Sunday, February 24, 2013

Entitled to My Opinion

Have you ever tried to reason with someone who disagrees with your version of the truth? It’s tough to have a conversation, even a thoughtful one, when the other person so tenaciously sticks to their point of view, even in the face of evidence that shows they could be wrong. Psychologists might define this behavior as cognitive dissonance, where a person’s view of themselves clashes with their performance in any area. Lance Armstrong’s longstanding denial of using performance enhancing drugs is an example of this type of thinking. He is both a winner and a loser; a hero to some and a villain to others.
Studies suggest that we cling to our views and opinions because they may help to protect us. When I am faced with a new reality it is easier to safeguard myself if I imagine the other guy is the enemy (the dope with that weird opinion or strange idea.)

So how can leaders be effective when they know their opinions aren’t likely to be shared by others? One way to change somebody’s mind is to ask them to recall a time when they felt good about themselves. It seems that people who feel good about themselves are more likely to be open-minded. Leaders should practice this same technique in advance of potential confrontations so their own opinions don’t become barriers to the views of others.

Workplaces are also home to various groups - management and labor, Republicans and Democrats - and the pressure to identify with one’s group and defend its position is quite strong. The more threatened we feel by outside forces, the more likely we will galvanize our opinions to keep the group safe. This leads to inflexibility and less compromise or progress. When the self-affirmation approach described earlier is applied to these situations, a similar result is achieved. The less threatened your group feels, the more flexible and open-mined you will become about other opinions or ideas.

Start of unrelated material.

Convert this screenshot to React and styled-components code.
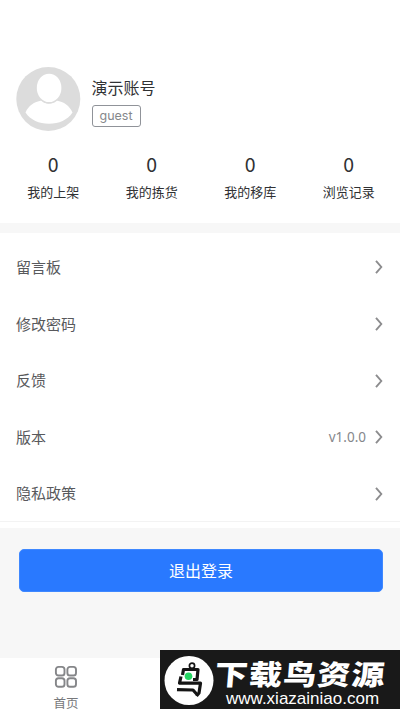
import React from 'react'
import styled, { createGlobalStyle } from 'styled-components'

const stats = [
  { label: '我的上架', value: 0 },
  { label: '我的拣货', value: 0 },
  { label: '我的移库', value: 0 },
  { label: '浏览记录', value: 0 },
]

const menu = [
  { title: '留言板' },
  { title: '修改密码' },
  { title: '反馈' },
  { title: '版本', value: 'v1.0.0' },
  { title: '隐私政策' },
]

const Avatar = () => (
  <svg width="65" height="65" viewBox="0 0 65 65">
    <circle cx="32.3" cy="33" r="32" fill="#dcdcdc" />
    <path
      d="M9.500 46.500C12.500 39.500 18 36 25.500 34.500C29.500 38.800 36 38.800 40.500 34.500C48 36 53.500 39.500 56.500 46.500C51.500 54 43 57.800 33 57.800C23 57.800 14.500 54 9.500 46.500Z"
      fill="#fff"
    />
    <ellipse cx="33.1" cy="21.900" rx="13.600" ry="15.600" fill="#dcdcdc" />
    <ellipse cx="33.1" cy="21.900" rx="12.300" ry="14.200" fill="#fff" />
  </svg>
)

const Arrow = () => (
  <svg width="8" height="14" viewBox="0 0 8 14" fill="none" stroke="#8c8c8e" strokeWidth="1.9">
    <path d="M1 0.800L6.300 7L1 13.200" />
  </svg>
)

const HomeIcon = () => (
  <svg width="24" height="24" viewBox="0 0 24 24" fill="none" stroke="#858689" strokeWidth="1.900">
    <rect x="1.900" y="1.900" width="8.600" height="8.600" rx="2.600" />
    <rect x="13.400" y="1.900" width="8.600" height="8.600" rx="2.600" />
    <rect x="1.900" y="13.200" width="8.600" height="8.600" rx="2.600" />
    <rect x="13.400" y="13.200" width="8.600" height="8.600" rx="2.600" />
  </svg>
)

const BirdLogo = () => (
  <svg width="50" height="50" viewBox="0 0 50 50">
    <circle cx="25" cy="25.500" r="24.500" fill="#fff" />
    <g fill="none" stroke="#151515" strokeWidth="3.200" strokeLinejoin="round">
      <circle cx="28" cy="10.700" r="2.600" strokeWidth="1.700" />
      <path d="M18.500 20L19.500 14.500H34L33 24.500H29" />
      <path d="M17 21.500L15.500 28.200H36.500L35 38L32.500 41" />
      <path d="M13 34.600L29 35L33.500 40" />
    </g>
    <circle cx="24.500" cy="21.200" r="3.800" fill="#25d663" />
  </svg>
)

const App = () => {
  return (
    <Page>
      <GlobalStyle />
      <Header>
        <User>
          <Avatar />
          <div>
            <h2>演示账号</h2>
            <Tag>guest</Tag>
          </div>
        </User>
        <Stats>
          {stats.map((item) => (
            <Stat key={item.label}>
              <strong>{item.value}</strong>
              <span>{item.label}</span>
            </Stat>
          ))}
        </Stats>
      </Header>
      <Menu>
        {menu.map((item) => (
          <Cell key={item.title}>
            <span>{item.title}</span>
            <CellRight>
              {item.value}
              <Arrow />
            </CellRight>
          </Cell>
        ))}
      </Menu>
      <Footer>
        <Logout>退出登录</Logout>
      </Footer>
      <TabBar>
        <Tab>
          <HomeIcon />
          <span>首页</span>
        </Tab>
      </TabBar>
      <Watermark>
        <BirdLogo />
        <div>
          <b>下载鸟资源</b>
          <p>www.xiazainiao.com</p>
        </div>
      </Watermark>
    </Page>
  )
}

export default App

const GlobalStyle = createGlobalStyle`
  * {
    box-sizing: border-box;
    margin: 0;
    padding: 0;
  }
  body {
    background: #f7f7f7;
    overflow: hidden;
  }
  svg {
    display: block;
    flex-shrink: 0;
  }
`

const Page = styled.div`
  position: relative;
  display: flex;
  flex-direction: column;
  width: 400px;
  height: 711px;
  overflow: hidden;
  background: #f7f7f7;
  font-family: "Noto Sans CJK SC", sans-serif;
`

const Header = styled.header`
  height: 223px;
  padding-top: 66px;
  background: #fff;
`

const User = styled.div`
  display: flex;
  gap: 10.5px;
  padding-left: 16px;
  h2 {
    margin-top: 9px;
    color: #303133;
    font-size: 16px;
    font-weight: 400;
    line-height: 24px;
  }
`

const Tag = styled.span`
  display: block;
  width: 49px;
  height: 22px;
  margin-top: 6px;
  border: 1px solid #909399;
  border-radius: 3px;
  color: #85878b;
  font-family: Inter, sans-serif;
  font-size: 12.5px;
  line-height: 20px;
  text-align: center;
`

const Stats = styled.div`
  display: grid;
  grid-template-columns: repeat(4, 1fr);
  margin-top: 21px;
  padding: 0 2px 0 4px;
`

const Stat = styled.div`
  display: flex;
  flex-direction: column;
  align-items: center;
  color: #303133;
  strong {
    font-size: 19.5px;
    font-weight: 400;
    line-height: 24px;
  }
  span {
    margin-top: 6px;
    font-size: 13px;
    line-height: 20px;
  }
`

const Menu = styled.section`
  height: 295px;
  margin-top: 10px;
  padding-top: 6px;
  background: #fff;
`

const Cell = styled.div`
  display: flex;
  align-items: center;
  justify-content: space-between;
  height: 56.7px;
  padding: 0 17px 0 16px;
  color: #58595c;
  font-size: 15px;
  > span {
    padding-bottom: 2px;
  }
  &:last-child {
    border-bottom: 1px solid #f3f3f3;
  }
`

const CellRight = styled.div`
  display: flex;
  align-items: center;
  gap: 9px;
  color: #85878b;
  font-family: "Noto Sans", sans-serif;
  font-size: 13.5px;
`

const Footer = styled.div`
  flex: 1;
  padding: 21px 17px 0 19px;
`

const Logout = styled.button`
  display: block;
  width: 100%;
  height: 43px;
  padding-bottom: 2px;
  border: 1px solid #3f88ff;
  border-radius: 5px;
  background: #2979ff;
  color: #fff;
  font-family: inherit;
  font-size: 16px;
`

const TabBar = styled.nav`
  display: flex;
  height: 53px;
  background: #fff;
`

const Tab = styled.div`
  display: flex;
  flex-direction: column;
  align-items: center;
  width: 132px;
  padding-top: 7px;
  color: #77787b;
  font-size: 12.5px;
  line-height: 18px;
  span {
    margin-top: 5px;
  }
`

const Watermark = styled.div`
  position: absolute;
  right: 0;
  bottom: 2px;
  display: flex;
  gap: 3px;
  width: 240px;
  height: 59px;
  padding: 5px 0 0 4px;
  background: #191919;
  color: #fff;
  white-space: nowrap;
  b {
    display: block;
    margin-left: -2px;
    font-size: 33px;
    font-weight: 900;
    letter-spacing: 1.2px;
    line-height: 36px;
    transform: scaleY(0.85) skewX(-4deg);
  }
  p {
    margin: 0 0 0 9px;
    font-family: "Liberation Sans", sans-serif;
    font-size: 17px;
    line-height: 16px;
  }
`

It is inherent in my nature to launch into a statement of the facts when I encounter someone who disagrees with me. That approach is almost always going to end badly. But, if I remain open-minded, and find ways to help the other person do the same, the argument that could have ensued is transformed into a helpful conversation instead. While I am always entitled to my opinion, it’s important to acknowledge my opinion isn’t the only one.